What you will do
Find how many lines of the listing include the string "styles", and report only that figure.

Information supplied
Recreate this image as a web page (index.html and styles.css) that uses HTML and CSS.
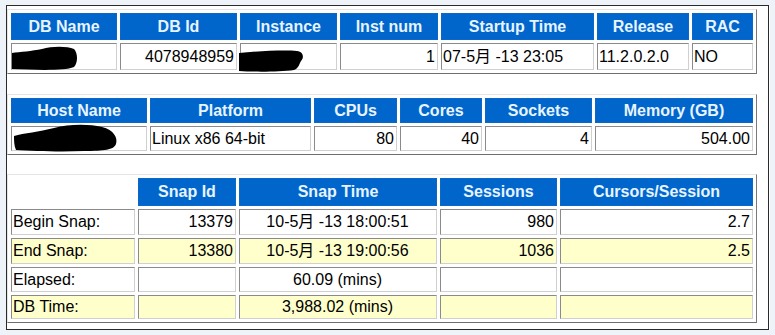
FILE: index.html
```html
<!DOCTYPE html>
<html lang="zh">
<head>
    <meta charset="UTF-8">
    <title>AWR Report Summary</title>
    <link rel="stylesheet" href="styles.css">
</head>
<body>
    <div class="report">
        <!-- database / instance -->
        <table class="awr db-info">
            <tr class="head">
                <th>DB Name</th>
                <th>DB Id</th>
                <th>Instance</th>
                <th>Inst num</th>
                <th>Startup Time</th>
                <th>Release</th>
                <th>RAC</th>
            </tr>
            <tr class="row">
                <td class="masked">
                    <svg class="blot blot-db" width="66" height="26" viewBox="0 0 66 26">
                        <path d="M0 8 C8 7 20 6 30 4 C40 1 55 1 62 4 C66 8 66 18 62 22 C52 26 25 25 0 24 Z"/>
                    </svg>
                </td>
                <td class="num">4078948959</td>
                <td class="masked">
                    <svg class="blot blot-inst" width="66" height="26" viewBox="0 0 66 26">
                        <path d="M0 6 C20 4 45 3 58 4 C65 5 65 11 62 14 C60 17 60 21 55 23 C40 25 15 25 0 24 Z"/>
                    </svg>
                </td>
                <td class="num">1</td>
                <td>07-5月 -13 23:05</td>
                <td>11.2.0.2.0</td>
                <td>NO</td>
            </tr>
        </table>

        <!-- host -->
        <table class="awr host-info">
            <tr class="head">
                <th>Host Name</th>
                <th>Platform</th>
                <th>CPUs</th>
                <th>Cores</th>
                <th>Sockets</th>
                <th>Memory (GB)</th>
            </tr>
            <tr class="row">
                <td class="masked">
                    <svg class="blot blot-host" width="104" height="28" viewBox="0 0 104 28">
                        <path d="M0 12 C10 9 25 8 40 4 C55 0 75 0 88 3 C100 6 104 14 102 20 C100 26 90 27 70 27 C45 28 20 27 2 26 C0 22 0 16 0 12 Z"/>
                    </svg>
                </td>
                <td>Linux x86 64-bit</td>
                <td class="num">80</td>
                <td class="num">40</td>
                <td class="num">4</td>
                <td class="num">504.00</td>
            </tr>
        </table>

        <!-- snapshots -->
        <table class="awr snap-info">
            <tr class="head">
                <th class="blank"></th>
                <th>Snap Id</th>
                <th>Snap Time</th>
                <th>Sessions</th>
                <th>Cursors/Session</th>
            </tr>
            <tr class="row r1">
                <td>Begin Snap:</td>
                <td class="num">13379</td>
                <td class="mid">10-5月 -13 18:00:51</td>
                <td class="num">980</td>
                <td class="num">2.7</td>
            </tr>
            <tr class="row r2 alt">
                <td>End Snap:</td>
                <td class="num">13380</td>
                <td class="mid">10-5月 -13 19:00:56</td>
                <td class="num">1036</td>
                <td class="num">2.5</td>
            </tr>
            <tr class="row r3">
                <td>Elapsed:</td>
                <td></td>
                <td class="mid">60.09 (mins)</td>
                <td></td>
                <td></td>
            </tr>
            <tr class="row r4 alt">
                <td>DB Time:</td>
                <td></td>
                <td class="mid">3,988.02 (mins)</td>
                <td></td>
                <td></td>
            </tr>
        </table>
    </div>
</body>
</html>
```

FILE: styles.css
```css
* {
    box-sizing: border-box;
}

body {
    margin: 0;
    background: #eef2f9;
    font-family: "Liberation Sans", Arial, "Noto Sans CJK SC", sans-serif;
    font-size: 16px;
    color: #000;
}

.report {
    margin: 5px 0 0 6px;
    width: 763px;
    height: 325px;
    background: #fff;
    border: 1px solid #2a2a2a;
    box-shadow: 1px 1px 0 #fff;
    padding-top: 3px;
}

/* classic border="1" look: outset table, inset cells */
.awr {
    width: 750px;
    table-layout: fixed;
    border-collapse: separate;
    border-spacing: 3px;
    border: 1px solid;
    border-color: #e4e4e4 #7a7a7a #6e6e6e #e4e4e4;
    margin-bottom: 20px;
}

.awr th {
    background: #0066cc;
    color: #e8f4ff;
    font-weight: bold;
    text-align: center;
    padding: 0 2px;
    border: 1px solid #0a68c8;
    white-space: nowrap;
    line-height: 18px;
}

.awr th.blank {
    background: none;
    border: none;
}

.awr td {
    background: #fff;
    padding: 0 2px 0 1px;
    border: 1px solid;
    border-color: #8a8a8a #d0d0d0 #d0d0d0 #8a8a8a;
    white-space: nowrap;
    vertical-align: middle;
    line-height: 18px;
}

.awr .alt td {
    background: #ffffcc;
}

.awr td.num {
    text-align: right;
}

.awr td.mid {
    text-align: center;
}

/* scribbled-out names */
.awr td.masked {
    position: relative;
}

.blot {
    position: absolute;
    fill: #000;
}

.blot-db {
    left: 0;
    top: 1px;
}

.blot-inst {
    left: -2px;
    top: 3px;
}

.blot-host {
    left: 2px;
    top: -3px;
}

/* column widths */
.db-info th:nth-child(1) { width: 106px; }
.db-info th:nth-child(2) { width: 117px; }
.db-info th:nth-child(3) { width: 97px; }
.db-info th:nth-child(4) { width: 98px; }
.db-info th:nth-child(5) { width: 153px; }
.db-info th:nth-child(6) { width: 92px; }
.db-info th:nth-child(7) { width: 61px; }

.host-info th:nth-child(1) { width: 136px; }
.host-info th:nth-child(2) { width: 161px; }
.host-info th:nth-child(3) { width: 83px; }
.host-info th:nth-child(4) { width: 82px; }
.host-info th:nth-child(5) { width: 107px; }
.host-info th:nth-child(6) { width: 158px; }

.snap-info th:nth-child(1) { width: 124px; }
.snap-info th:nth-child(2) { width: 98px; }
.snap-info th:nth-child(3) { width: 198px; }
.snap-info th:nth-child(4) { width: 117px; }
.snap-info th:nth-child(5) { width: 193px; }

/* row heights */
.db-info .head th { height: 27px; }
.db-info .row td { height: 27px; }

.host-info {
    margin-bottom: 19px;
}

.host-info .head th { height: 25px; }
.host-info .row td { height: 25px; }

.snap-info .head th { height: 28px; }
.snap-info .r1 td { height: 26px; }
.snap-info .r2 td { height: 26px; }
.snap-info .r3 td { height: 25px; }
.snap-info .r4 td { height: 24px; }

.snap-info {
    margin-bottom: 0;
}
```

Right answer
3